• _REQUIREMENT_:
Extract the text of every entry below exactly; leave images out.

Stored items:
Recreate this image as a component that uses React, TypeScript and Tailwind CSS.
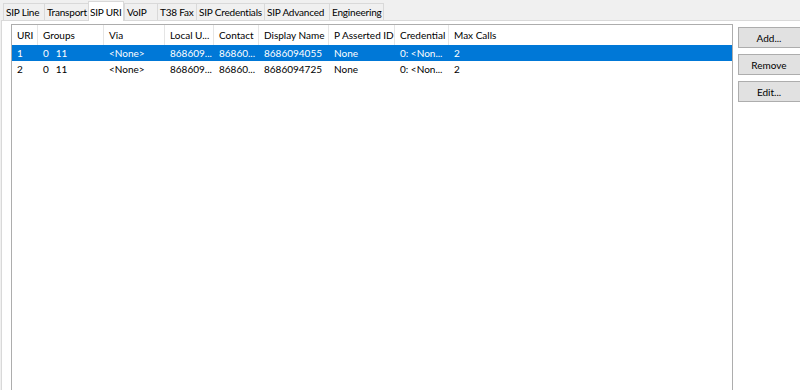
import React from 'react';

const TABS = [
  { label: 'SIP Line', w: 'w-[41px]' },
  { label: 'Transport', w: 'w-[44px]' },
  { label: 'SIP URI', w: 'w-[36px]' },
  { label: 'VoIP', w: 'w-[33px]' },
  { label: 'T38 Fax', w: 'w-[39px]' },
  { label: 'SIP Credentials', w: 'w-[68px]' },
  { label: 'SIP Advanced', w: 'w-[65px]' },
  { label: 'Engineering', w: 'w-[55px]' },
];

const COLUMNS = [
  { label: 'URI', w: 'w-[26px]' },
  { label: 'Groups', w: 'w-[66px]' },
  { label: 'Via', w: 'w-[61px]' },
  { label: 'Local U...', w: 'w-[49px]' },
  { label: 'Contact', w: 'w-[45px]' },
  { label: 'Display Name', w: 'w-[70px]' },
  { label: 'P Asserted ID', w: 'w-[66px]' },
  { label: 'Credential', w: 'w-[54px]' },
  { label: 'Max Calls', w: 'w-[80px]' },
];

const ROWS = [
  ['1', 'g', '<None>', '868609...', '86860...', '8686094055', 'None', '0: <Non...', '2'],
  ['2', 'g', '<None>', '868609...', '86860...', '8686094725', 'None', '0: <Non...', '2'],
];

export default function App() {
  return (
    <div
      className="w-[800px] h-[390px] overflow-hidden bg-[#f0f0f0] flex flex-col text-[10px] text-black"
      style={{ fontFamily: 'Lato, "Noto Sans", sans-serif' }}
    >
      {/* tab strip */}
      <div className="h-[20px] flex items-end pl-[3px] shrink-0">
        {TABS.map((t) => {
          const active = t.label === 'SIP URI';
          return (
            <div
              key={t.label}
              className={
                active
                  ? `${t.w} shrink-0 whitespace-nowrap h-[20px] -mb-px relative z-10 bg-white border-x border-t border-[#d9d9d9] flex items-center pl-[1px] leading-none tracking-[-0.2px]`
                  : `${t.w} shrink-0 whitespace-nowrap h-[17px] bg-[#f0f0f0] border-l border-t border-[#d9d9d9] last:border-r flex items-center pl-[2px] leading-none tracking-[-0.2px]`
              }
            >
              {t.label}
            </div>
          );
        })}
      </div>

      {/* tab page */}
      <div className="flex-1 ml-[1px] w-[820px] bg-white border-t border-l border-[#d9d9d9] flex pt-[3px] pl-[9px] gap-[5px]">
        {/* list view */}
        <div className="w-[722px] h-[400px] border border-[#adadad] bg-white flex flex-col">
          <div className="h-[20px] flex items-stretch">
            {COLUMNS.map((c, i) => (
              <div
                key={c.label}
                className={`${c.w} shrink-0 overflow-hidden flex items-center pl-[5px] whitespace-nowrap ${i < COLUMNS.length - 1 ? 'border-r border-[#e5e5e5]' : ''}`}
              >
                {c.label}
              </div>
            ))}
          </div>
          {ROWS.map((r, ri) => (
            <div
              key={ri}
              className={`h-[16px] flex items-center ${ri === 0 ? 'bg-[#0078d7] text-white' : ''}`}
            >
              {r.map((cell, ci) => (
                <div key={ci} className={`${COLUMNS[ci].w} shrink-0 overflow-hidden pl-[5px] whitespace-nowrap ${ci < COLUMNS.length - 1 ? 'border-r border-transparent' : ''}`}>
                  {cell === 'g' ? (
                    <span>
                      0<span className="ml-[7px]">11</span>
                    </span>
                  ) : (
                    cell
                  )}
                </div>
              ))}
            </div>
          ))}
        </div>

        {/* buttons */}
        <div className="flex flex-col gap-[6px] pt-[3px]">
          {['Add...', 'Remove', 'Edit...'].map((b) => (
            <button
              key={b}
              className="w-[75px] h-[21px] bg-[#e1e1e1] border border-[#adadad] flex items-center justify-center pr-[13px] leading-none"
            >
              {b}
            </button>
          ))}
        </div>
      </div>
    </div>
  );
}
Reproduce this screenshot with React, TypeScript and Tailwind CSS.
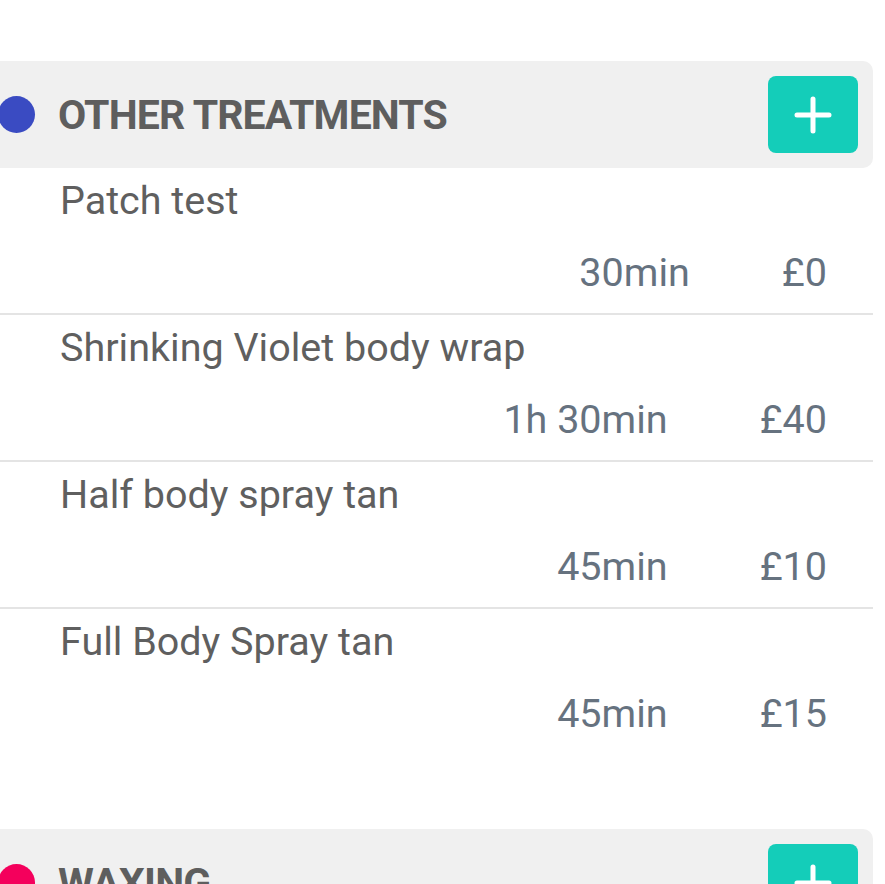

• _SOLUTION TO THE EXERCISE_:
Recreate this image as a component that uses React, TypeScript and Tailwind CSS.
import React from 'react';

const TABS = [
  { label: 'SIP Line', w: 'w-[41px]' },
  { label: 'Transport', w: 'w-[44px]' },
  { label: 'SIP URI', w: 'w-[36px]' },
  { label: 'VoIP', w: 'w-[33px]' },
  { label: 'T38 Fax', w: 'w-[39px]' },
  { label: 'SIP Credentials', w: 'w-[68px]' },
  { label: 'SIP Advanced', w: 'w-[65px]' },
  { label: 'Engineering', w: 'w-[55px]' },
];

const COLUMNS = [
  { label: 'URI', w: 'w-[26px]' },
  { label: 'Groups', w: 'w-[66px]' },
  { label: 'Via', w: 'w-[61px]' },
  { label: 'Local U...', w: 'w-[49px]' },
  { label: 'Contact', w: 'w-[45px]' },
  { label: 'Display Name', w: 'w-[70px]' },
  { label: 'P Asserted ID', w: 'w-[66px]' },
  { label: 'Credential', w: 'w-[54px]' },
  { label: 'Max Calls', w: 'w-[80px]' },
];

const ROWS = [
  ['1', 'g', '<None>', '868609...', '86860...', '8686094055', 'None', '0: <Non...', '2'],
  ['2', 'g', '<None>', '868609...', '86860...', '8686094725', 'None', '0: <Non...', '2'],
];

export default function App() {
  return (
    <div
      className="w-[800px] h-[390px] overflow-hidden bg-[#f0f0f0] flex flex-col text-[10px] text-black"
      style={{ fontFamily: 'Lato, "Noto Sans", sans-serif' }}
    >
      {/* tab strip */}
      <div className="h-[20px] flex items-end pl-[3px] shrink-0">
        {TABS.map((t) => {
          const active = t.label === 'SIP URI';
          return (
            <div
              key={t.label}
              className={
                active
                  ? `${t.w} shrink-0 whitespace-nowrap h-[20px] -mb-px relative z-10 bg-white border-x border-t border-[#d9d9d9] flex items-center pl-[1px] leading-none tracking-[-0.2px]`
                  : `${t.w} shrink-0 whitespace-nowrap h-[17px] bg-[#f0f0f0] border-l border-t border-[#d9d9d9] last:border-r flex items-center pl-[2px] leading-none tracking-[-0.2px]`
              }
            >
              {t.label}
            </div>
          );
        })}
      </div>

      {/* tab page */}
      <div className="flex-1 ml-[1px] w-[820px] bg-white border-t border-l border-[#d9d9d9] flex pt-[3px] pl-[9px] gap-[5px]">
        {/* list view */}
        <div className="w-[722px] h-[400px] border border-[#adadad] bg-white flex flex-col">
          <div className="h-[20px] flex items-stretch">
            {COLUMNS.map((c, i) => (
              <div
                key={c.label}
                className={`${c.w} shrink-0 overflow-hidden flex items-center pl-[5px] whitespace-nowrap ${i < COLUMNS.length - 1 ? 'border-r border-[#e5e5e5]' : ''}`}
              >
                {c.label}
              </div>
            ))}
          </div>
          {ROWS.map((r, ri) => (
            <div
              key={ri}
              className={`h-[16px] flex items-center ${ri === 0 ? 'bg-[#0078d7] text-white' : ''}`}
            >
              {r.map((cell, ci) => (
                <div key={ci} className={`${COLUMNS[ci].w} shrink-0 overflow-hidden pl-[5px] whitespace-nowrap ${ci < COLUMNS.length - 1 ? 'border-r border-transparent' : ''}`}>
                  {cell === 'g' ? (
                    <span>
                      0<span className="ml-[7px]">11</span>
                    </span>
                  ) : (
                    cell
                  )}
                </div>
              ))}
            </div>
          ))}
        </div>

        {/* buttons */}
        <div className="flex flex-col gap-[6px] pt-[3px]">
          {['Add...', 'Remove', 'Edit...'].map((b) => (
            <button
              key={b}
              className="w-[75px] h-[21px] bg-[#e1e1e1] border border-[#adadad] flex items-center justify-center pr-[13px] leading-none"
            >
              {b}
            </button>
          ))}
        </div>
      </div>
    </div>
  );
}
Reproduce this screenshot with React, TypeScript and Tailwind CSS.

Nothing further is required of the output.